Data items
-- START --

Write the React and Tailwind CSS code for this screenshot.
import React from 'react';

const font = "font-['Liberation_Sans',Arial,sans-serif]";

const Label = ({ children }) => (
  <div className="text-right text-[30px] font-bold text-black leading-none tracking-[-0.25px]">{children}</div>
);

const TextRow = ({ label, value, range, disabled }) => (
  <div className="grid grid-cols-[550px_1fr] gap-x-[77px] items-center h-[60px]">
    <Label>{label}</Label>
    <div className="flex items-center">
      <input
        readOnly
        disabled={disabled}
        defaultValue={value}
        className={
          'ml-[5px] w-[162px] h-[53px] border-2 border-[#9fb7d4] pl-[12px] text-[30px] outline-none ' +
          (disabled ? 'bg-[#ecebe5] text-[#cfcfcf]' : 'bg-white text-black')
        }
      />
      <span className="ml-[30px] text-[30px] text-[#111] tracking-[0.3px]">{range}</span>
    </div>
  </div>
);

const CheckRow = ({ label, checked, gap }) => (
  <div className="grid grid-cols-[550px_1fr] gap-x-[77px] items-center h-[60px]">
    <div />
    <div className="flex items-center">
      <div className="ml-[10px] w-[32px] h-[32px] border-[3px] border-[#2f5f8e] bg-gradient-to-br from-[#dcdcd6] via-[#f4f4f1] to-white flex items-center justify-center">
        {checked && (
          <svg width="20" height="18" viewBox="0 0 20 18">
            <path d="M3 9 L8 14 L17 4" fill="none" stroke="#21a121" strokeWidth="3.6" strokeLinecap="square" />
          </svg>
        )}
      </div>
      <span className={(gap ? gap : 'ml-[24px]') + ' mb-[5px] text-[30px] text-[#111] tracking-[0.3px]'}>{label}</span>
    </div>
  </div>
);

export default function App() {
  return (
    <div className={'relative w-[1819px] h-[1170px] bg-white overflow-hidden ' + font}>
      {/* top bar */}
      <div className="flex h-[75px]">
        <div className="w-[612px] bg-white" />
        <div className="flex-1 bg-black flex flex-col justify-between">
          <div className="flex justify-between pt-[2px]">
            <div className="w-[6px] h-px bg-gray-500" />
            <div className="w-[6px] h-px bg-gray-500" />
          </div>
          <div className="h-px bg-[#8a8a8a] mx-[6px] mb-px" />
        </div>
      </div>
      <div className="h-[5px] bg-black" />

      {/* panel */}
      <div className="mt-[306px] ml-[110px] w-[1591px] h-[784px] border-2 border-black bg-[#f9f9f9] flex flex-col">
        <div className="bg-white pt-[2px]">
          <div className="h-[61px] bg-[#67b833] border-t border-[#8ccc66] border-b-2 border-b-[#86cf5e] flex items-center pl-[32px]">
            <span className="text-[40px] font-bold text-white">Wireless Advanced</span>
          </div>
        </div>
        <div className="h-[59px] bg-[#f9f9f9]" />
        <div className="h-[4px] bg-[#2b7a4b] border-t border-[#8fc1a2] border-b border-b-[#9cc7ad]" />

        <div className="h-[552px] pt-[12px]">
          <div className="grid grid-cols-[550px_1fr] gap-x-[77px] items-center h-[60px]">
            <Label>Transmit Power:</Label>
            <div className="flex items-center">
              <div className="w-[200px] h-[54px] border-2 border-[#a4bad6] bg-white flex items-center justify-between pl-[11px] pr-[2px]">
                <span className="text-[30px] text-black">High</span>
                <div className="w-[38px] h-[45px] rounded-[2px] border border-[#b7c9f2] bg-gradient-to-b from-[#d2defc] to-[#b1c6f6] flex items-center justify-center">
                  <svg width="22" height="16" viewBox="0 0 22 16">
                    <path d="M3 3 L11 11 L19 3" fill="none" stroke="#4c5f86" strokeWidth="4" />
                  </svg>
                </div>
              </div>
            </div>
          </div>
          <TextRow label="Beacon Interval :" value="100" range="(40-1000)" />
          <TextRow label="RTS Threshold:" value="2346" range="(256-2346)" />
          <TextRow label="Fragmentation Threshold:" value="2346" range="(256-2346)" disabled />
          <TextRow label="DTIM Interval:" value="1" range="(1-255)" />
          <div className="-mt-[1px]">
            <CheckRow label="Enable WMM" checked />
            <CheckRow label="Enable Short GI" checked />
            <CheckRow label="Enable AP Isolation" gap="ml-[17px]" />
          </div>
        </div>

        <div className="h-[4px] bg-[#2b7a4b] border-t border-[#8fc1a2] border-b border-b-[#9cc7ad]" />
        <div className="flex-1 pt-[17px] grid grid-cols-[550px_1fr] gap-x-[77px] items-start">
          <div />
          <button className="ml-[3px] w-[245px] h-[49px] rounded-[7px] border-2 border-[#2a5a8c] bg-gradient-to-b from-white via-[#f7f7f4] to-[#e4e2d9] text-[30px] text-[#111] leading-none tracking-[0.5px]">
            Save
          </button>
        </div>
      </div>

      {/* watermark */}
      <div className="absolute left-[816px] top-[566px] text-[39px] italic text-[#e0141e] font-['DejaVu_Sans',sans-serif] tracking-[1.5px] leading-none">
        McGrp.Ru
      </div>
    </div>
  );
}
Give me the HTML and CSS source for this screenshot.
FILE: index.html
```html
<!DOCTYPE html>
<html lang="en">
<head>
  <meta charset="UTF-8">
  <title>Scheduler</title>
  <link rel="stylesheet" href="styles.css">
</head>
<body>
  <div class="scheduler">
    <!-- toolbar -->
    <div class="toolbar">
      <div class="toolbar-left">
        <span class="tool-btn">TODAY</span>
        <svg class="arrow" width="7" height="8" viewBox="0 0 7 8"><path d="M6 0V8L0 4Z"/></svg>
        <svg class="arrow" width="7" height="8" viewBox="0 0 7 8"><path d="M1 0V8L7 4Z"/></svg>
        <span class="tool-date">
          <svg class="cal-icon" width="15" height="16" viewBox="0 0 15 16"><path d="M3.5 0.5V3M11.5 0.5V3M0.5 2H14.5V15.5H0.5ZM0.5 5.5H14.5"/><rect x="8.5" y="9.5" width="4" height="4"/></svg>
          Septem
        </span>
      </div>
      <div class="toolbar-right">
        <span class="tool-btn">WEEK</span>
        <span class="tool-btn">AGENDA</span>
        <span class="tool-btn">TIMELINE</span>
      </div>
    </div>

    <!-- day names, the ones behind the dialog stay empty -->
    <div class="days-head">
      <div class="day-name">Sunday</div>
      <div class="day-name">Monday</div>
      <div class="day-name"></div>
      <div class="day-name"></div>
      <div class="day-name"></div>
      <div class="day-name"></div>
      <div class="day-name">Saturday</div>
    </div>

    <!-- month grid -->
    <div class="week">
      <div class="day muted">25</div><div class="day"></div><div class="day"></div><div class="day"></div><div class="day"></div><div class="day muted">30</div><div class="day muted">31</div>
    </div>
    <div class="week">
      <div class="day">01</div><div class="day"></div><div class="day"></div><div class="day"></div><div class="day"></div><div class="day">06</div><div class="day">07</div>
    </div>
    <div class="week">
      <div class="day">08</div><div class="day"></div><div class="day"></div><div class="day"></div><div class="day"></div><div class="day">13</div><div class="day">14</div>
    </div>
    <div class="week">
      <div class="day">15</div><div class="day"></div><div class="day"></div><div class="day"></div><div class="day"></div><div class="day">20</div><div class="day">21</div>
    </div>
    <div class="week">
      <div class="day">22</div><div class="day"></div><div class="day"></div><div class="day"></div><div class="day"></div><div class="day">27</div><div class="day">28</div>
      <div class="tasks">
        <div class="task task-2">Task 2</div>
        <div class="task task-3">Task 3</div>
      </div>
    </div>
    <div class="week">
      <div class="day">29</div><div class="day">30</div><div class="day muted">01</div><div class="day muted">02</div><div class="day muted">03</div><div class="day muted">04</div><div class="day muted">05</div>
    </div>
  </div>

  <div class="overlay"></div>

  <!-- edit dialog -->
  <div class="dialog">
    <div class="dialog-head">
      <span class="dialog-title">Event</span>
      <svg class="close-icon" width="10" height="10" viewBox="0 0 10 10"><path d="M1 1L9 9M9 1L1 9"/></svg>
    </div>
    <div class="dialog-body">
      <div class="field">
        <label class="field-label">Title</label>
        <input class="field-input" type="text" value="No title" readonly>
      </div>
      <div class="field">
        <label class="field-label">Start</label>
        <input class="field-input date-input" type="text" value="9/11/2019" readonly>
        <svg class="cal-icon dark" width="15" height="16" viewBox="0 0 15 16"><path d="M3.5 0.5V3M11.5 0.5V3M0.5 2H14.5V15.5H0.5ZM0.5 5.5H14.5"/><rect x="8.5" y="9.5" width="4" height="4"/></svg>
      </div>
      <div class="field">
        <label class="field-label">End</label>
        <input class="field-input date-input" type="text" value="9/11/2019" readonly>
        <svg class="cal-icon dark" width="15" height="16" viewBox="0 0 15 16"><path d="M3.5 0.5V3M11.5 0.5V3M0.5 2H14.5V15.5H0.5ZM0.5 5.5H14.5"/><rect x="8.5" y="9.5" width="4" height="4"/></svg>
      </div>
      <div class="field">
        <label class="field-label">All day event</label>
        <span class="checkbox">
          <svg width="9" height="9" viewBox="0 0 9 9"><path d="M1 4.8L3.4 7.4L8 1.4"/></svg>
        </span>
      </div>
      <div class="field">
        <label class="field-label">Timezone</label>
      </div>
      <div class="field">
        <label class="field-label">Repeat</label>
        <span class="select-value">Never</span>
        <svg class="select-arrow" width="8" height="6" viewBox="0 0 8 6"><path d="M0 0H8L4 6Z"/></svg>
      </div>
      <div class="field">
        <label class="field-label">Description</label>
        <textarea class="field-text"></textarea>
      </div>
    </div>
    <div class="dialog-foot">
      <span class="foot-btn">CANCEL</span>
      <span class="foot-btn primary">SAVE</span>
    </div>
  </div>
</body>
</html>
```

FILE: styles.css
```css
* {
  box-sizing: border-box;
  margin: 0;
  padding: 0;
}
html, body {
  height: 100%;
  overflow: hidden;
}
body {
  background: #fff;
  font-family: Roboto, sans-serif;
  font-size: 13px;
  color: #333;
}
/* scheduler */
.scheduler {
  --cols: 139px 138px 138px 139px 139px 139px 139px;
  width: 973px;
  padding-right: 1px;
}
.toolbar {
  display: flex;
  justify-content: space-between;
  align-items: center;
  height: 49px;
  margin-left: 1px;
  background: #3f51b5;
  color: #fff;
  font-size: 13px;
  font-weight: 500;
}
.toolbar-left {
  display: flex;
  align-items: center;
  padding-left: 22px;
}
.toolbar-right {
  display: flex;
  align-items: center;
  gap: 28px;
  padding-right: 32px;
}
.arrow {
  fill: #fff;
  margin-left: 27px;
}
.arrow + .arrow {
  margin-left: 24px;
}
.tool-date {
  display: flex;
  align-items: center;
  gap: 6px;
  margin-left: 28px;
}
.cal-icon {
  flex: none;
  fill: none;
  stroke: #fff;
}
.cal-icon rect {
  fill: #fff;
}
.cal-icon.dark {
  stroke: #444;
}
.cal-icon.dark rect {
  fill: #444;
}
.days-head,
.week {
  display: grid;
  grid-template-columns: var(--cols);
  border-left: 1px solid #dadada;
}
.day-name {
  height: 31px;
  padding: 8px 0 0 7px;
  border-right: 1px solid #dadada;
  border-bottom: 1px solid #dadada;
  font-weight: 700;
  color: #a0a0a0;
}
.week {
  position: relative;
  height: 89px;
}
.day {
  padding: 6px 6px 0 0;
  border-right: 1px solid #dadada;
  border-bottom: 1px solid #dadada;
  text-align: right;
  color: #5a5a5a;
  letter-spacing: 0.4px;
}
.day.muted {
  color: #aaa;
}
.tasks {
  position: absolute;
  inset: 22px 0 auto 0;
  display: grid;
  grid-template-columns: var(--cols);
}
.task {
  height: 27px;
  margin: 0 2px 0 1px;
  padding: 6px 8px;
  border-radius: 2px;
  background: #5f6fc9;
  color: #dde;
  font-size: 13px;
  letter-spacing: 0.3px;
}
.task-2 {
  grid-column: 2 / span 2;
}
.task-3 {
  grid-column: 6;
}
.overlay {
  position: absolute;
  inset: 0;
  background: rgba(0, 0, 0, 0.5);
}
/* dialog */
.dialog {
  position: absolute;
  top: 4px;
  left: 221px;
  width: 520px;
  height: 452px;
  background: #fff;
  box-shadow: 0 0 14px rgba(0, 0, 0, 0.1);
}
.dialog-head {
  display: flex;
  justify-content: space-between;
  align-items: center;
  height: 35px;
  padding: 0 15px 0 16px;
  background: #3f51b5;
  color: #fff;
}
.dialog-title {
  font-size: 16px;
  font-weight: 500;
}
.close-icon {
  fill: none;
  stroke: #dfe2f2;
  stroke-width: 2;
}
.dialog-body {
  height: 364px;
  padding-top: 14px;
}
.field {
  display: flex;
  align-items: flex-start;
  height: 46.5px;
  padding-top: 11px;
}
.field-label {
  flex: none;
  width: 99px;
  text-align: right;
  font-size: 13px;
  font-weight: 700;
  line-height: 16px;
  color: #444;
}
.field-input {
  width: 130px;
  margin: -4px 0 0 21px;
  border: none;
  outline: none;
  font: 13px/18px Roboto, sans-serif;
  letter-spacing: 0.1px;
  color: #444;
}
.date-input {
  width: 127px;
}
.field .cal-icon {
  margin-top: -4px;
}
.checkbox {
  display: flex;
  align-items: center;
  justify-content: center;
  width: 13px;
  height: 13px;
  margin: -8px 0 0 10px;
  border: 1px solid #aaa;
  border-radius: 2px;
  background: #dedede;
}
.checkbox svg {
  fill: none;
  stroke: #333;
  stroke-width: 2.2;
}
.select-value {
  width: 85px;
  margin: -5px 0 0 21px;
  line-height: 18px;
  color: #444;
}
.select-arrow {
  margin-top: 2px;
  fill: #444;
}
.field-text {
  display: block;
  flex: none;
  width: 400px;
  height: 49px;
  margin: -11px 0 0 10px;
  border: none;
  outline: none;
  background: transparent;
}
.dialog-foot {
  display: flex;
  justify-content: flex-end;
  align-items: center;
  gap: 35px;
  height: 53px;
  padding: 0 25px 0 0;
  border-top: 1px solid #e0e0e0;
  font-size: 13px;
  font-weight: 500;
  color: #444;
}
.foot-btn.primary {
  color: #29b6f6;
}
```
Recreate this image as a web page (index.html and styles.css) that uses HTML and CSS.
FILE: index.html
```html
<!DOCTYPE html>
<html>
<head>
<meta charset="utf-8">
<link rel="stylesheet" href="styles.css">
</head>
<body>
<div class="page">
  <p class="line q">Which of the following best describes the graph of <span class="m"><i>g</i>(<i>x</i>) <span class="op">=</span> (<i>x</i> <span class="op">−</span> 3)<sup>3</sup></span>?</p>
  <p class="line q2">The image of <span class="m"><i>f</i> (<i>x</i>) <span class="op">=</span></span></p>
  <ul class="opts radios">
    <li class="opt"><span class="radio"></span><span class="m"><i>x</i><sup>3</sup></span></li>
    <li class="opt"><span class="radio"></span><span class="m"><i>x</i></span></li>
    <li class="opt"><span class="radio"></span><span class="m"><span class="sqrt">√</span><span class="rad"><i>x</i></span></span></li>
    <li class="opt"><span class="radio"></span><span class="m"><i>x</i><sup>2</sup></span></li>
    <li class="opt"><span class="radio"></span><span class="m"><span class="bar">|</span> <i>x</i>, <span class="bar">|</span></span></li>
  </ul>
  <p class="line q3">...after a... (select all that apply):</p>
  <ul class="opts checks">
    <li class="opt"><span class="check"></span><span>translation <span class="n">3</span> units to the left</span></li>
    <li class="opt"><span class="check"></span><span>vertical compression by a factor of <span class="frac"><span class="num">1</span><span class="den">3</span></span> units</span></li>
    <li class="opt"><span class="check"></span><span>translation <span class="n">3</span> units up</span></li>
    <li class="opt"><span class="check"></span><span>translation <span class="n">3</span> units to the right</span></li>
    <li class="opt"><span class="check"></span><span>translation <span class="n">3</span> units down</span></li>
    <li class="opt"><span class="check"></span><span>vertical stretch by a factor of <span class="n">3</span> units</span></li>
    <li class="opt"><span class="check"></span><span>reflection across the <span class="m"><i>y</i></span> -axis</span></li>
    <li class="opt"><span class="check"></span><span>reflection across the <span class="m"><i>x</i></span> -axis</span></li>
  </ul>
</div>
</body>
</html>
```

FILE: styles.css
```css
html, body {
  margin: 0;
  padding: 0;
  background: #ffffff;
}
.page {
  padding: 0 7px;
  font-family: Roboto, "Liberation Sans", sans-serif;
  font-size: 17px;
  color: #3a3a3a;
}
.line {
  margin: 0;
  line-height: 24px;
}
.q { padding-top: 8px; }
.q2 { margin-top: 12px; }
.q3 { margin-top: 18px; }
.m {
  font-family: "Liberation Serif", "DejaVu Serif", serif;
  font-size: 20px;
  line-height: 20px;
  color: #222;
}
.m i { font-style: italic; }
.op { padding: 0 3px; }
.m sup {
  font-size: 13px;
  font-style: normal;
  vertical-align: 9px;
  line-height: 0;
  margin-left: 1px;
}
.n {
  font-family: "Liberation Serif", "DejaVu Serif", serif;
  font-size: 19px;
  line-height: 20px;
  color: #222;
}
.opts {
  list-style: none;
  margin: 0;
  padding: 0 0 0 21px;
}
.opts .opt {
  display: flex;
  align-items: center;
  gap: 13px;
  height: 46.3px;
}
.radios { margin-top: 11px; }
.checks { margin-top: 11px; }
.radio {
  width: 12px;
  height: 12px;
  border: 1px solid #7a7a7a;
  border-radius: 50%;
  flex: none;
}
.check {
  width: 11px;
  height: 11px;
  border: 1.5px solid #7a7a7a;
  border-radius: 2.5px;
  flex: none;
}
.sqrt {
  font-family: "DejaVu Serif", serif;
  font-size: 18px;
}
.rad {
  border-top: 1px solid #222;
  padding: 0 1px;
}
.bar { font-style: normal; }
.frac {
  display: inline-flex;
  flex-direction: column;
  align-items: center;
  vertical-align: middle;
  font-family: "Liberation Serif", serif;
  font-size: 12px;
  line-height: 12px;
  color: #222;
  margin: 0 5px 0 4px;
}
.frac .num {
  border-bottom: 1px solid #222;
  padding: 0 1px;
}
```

-- END --

# [Task requirements]
Wherever "image" shows up in a line, copy that line.

# [Problem solution]
Recreate this image as a web page (index.html and styles.css) that uses HTML and CSS.
  <p class="line q2">The image of <span class="m"><i>f</i> (<i>x</i>) <span class="op">=</span></span></p>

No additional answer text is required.